__EXERCISE GOAL__.
Retype nothing but the lines from the start of the material up to and including the line with "import React from". Pictures don't belong in the copy.

__DATASET CONTENT__.
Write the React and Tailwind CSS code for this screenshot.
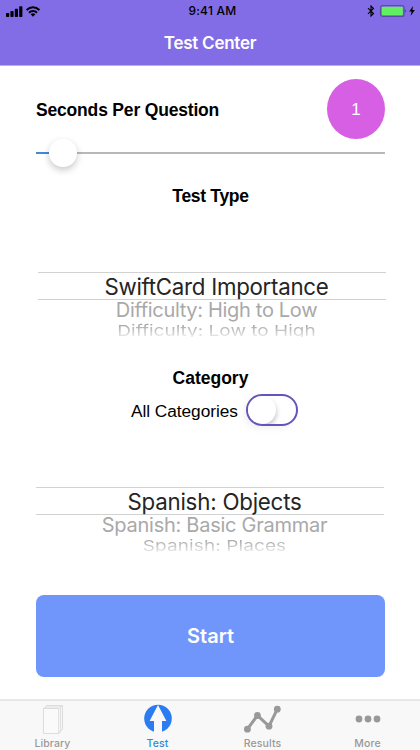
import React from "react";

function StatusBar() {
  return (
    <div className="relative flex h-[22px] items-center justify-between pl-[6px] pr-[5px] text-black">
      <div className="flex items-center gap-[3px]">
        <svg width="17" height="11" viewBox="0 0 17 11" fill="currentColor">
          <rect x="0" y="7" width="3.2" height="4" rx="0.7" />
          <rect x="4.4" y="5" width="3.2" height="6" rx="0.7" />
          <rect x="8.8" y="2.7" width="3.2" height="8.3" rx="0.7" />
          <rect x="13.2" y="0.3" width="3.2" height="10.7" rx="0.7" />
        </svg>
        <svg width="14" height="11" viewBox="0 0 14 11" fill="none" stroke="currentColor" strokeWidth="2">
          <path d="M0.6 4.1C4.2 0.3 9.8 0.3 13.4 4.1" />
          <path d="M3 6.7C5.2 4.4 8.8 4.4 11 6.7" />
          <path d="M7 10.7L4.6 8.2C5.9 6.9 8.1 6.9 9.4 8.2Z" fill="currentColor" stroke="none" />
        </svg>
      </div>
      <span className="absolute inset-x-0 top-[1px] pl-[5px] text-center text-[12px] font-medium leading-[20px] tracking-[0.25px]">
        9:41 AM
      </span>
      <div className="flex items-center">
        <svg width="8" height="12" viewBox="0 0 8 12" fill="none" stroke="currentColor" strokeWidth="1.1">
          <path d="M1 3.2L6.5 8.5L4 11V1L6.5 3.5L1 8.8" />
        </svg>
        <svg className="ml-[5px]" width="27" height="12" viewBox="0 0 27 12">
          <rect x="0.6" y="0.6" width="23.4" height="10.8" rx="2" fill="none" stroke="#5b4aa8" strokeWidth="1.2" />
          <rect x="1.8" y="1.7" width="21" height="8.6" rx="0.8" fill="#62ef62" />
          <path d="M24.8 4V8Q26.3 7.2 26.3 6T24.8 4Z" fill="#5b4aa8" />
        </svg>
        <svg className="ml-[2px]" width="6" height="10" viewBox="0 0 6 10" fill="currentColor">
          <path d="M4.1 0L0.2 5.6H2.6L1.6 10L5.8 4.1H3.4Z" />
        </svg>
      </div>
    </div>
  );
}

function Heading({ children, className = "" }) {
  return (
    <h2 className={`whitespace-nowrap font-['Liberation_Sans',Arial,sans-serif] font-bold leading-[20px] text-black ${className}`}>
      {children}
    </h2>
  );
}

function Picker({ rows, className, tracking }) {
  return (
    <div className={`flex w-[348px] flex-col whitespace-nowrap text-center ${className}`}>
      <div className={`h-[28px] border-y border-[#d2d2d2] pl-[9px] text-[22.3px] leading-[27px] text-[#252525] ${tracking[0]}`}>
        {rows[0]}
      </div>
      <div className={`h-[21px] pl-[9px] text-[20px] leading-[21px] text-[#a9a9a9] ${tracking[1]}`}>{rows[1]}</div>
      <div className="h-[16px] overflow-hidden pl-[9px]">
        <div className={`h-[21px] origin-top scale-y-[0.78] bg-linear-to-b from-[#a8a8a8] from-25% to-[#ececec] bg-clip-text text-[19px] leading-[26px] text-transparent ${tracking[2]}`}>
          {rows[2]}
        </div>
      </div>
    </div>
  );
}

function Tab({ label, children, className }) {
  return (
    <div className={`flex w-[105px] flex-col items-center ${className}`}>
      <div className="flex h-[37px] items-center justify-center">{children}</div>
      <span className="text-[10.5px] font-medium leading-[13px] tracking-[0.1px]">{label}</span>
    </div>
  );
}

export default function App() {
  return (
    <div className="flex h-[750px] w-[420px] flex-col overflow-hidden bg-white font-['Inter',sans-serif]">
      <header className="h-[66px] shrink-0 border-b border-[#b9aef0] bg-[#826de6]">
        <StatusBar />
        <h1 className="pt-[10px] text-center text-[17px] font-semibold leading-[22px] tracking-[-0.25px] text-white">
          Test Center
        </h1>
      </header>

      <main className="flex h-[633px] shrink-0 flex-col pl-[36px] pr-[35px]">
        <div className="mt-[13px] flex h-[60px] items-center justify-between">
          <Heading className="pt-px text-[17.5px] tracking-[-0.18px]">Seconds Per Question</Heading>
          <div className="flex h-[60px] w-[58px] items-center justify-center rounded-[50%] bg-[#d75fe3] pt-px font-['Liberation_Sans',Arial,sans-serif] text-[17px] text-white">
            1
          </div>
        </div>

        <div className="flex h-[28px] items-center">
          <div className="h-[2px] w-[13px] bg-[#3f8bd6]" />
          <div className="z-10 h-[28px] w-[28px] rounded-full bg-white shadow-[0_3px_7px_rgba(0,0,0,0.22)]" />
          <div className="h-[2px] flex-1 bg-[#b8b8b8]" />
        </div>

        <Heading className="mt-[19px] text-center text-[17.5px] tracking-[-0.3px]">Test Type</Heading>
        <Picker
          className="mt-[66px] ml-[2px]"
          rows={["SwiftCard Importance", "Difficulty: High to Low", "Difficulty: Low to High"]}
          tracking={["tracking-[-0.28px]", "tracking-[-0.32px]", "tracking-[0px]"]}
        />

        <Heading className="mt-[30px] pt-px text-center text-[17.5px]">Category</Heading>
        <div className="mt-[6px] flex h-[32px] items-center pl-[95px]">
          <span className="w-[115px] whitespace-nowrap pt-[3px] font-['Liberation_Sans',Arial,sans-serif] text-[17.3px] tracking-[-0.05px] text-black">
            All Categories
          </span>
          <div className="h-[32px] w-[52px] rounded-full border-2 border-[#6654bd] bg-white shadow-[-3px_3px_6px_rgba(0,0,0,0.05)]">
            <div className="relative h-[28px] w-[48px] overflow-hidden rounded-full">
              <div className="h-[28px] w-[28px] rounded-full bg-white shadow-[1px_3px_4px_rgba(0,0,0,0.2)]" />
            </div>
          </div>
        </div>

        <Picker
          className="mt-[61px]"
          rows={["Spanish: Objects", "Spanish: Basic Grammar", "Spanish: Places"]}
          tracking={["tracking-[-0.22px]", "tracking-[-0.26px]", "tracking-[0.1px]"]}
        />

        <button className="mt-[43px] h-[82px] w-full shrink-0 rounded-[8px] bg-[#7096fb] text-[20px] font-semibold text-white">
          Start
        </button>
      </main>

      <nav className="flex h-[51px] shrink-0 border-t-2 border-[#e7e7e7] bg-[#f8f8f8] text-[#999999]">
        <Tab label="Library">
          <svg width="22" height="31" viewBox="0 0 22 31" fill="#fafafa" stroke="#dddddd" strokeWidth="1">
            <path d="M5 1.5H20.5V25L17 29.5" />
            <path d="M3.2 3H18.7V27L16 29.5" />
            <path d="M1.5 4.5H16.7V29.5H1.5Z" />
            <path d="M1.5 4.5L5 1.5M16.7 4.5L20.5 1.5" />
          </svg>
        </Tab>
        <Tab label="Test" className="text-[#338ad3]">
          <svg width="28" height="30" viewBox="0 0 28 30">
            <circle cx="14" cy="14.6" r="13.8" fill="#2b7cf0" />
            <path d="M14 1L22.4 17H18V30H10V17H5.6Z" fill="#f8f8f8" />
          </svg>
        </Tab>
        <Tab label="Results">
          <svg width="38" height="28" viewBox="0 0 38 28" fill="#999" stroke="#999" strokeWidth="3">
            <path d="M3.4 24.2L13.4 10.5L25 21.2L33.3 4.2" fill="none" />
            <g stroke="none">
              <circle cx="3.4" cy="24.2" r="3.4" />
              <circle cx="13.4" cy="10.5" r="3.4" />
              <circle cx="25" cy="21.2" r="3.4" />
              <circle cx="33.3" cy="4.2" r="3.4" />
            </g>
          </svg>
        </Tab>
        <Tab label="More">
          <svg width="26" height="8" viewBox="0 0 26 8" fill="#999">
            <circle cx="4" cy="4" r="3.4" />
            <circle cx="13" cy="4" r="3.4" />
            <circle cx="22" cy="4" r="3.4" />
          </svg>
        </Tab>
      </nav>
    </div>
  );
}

__TASK RESPONSE__.
Write the React and Tailwind CSS code for this screenshot.
import React from "react";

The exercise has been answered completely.